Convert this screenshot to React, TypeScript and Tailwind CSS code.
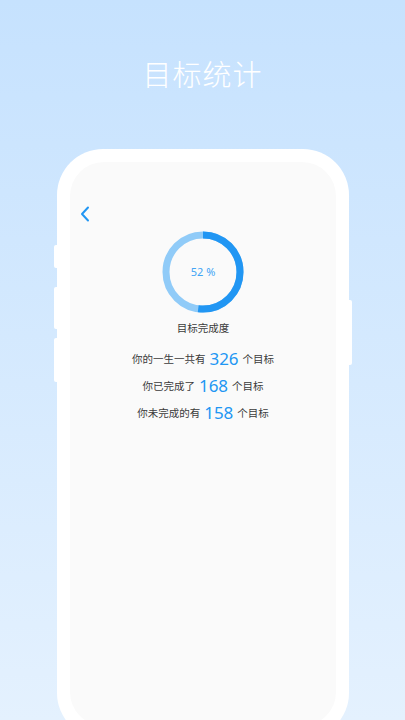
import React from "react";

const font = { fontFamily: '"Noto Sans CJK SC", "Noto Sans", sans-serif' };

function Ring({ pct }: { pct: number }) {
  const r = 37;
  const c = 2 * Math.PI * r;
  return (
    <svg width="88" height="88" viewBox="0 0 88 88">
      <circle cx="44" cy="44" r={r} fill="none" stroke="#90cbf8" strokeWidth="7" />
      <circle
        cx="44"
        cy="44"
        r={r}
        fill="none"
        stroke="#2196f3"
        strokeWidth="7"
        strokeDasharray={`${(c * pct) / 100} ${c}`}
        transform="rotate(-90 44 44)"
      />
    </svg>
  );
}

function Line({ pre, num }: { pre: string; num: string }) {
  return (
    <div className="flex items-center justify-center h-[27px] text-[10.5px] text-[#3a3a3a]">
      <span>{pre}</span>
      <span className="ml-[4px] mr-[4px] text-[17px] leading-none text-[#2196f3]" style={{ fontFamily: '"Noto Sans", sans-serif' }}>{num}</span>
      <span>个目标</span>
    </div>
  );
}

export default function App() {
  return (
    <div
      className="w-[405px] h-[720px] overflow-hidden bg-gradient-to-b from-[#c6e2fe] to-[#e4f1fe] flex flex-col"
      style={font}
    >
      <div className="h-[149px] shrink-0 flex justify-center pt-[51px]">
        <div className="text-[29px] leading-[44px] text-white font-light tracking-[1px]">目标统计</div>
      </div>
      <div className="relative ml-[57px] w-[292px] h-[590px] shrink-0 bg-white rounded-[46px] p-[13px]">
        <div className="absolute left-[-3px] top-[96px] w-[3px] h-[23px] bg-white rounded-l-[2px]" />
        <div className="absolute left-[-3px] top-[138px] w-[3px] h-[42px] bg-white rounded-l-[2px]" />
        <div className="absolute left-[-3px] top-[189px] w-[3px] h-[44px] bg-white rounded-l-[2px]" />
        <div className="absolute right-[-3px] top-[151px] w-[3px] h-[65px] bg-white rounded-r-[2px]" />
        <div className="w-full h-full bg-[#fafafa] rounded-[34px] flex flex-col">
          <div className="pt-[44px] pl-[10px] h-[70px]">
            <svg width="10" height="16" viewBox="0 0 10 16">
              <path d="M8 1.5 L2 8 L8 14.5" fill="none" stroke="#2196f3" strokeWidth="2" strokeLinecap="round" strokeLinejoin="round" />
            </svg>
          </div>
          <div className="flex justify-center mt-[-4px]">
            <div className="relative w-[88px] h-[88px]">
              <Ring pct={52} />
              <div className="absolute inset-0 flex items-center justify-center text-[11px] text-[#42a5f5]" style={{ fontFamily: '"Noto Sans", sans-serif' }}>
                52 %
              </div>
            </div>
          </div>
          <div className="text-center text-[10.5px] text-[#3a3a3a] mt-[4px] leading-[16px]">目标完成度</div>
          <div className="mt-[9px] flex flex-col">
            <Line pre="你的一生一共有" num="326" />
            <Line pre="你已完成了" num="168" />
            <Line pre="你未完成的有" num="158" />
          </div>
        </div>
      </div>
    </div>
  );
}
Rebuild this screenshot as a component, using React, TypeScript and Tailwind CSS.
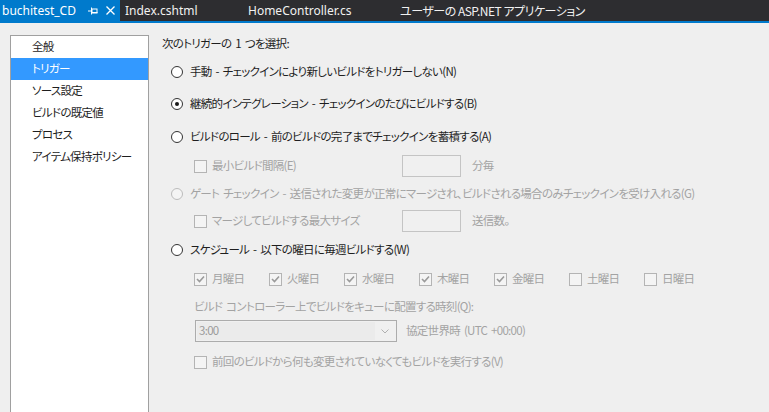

- - - -

= EXERCISE DETAILS =
Print out the lines exactly, skipping any picture.

= ANSWER TO THIS PROBLEM =
Convert this screenshot to React, TypeScript and Tailwind CSS code.
import React from "react";

const font = { fontFamily: '"Noto Sans CJK SC", "Noto Sans", sans-serif' };

function Ring({ pct }: { pct: number }) {
  const r = 37;
  const c = 2 * Math.PI * r;
  return (
    <svg width="88" height="88" viewBox="0 0 88 88">
      <circle cx="44" cy="44" r={r} fill="none" stroke="#90cbf8" strokeWidth="7" />
      <circle
        cx="44"
        cy="44"
        r={r}
        fill="none"
        stroke="#2196f3"
        strokeWidth="7"
        strokeDasharray={`${(c * pct) / 100} ${c}`}
        transform="rotate(-90 44 44)"
      />
    </svg>
  );
}

function Line({ pre, num }: { pre: string; num: string }) {
  return (
    <div className="flex items-center justify-center h-[27px] text-[10.5px] text-[#3a3a3a]">
      <span>{pre}</span>
      <span className="ml-[4px] mr-[4px] text-[17px] leading-none text-[#2196f3]" style={{ fontFamily: '"Noto Sans", sans-serif' }}>{num}</span>
      <span>个目标</span>
    </div>
  );
}

export default function App() {
  return (
    <div
      className="w-[405px] h-[720px] overflow-hidden bg-gradient-to-b from-[#c6e2fe] to-[#e4f1fe] flex flex-col"
      style={font}
    >
      <div className="h-[149px] shrink-0 flex justify-center pt-[51px]">
        <div className="text-[29px] leading-[44px] text-white font-light tracking-[1px]">目标统计</div>
      </div>
      <div className="relative ml-[57px] w-[292px] h-[590px] shrink-0 bg-white rounded-[46px] p-[13px]">
        <div className="absolute left-[-3px] top-[96px] w-[3px] h-[23px] bg-white rounded-l-[2px]" />
        <div className="absolute left-[-3px] top-[138px] w-[3px] h-[42px] bg-white rounded-l-[2px]" />
        <div className="absolute left-[-3px] top-[189px] w-[3px] h-[44px] bg-white rounded-l-[2px]" />
        <div className="absolute right-[-3px] top-[151px] w-[3px] h-[65px] bg-white rounded-r-[2px]" />
        <div className="w-full h-full bg-[#fafafa] rounded-[34px] flex flex-col">
          <div className="pt-[44px] pl-[10px] h-[70px]">
            <svg width="10" height="16" viewBox="0 0 10 16">
              <path d="M8 1.5 L2 8 L8 14.5" fill="none" stroke="#2196f3" strokeWidth="2" strokeLinecap="round" strokeLinejoin="round" />
            </svg>
          </div>
          <div className="flex justify-center mt-[-4px]">
            <div className="relative w-[88px] h-[88px]">
              <Ring pct={52} />
              <div className="absolute inset-0 flex items-center justify-center text-[11px] text-[#42a5f5]" style={{ fontFamily: '"Noto Sans", sans-serif' }}>
                52 %
              </div>
            </div>
          </div>
          <div className="text-center text-[10.5px] text-[#3a3a3a] mt-[4px] leading-[16px]">目标完成度</div>
          <div className="mt-[9px] flex flex-col">
            <Line pre="你的一生一共有" num="326" />
            <Line pre="你已完成了" num="168" />
            <Line pre="你未完成的有" num="158" />
          </div>
        </div>
      </div>
    </div>
  );
}
Rebuild this screenshot as a component, using React, TypeScript and Tailwind CSS.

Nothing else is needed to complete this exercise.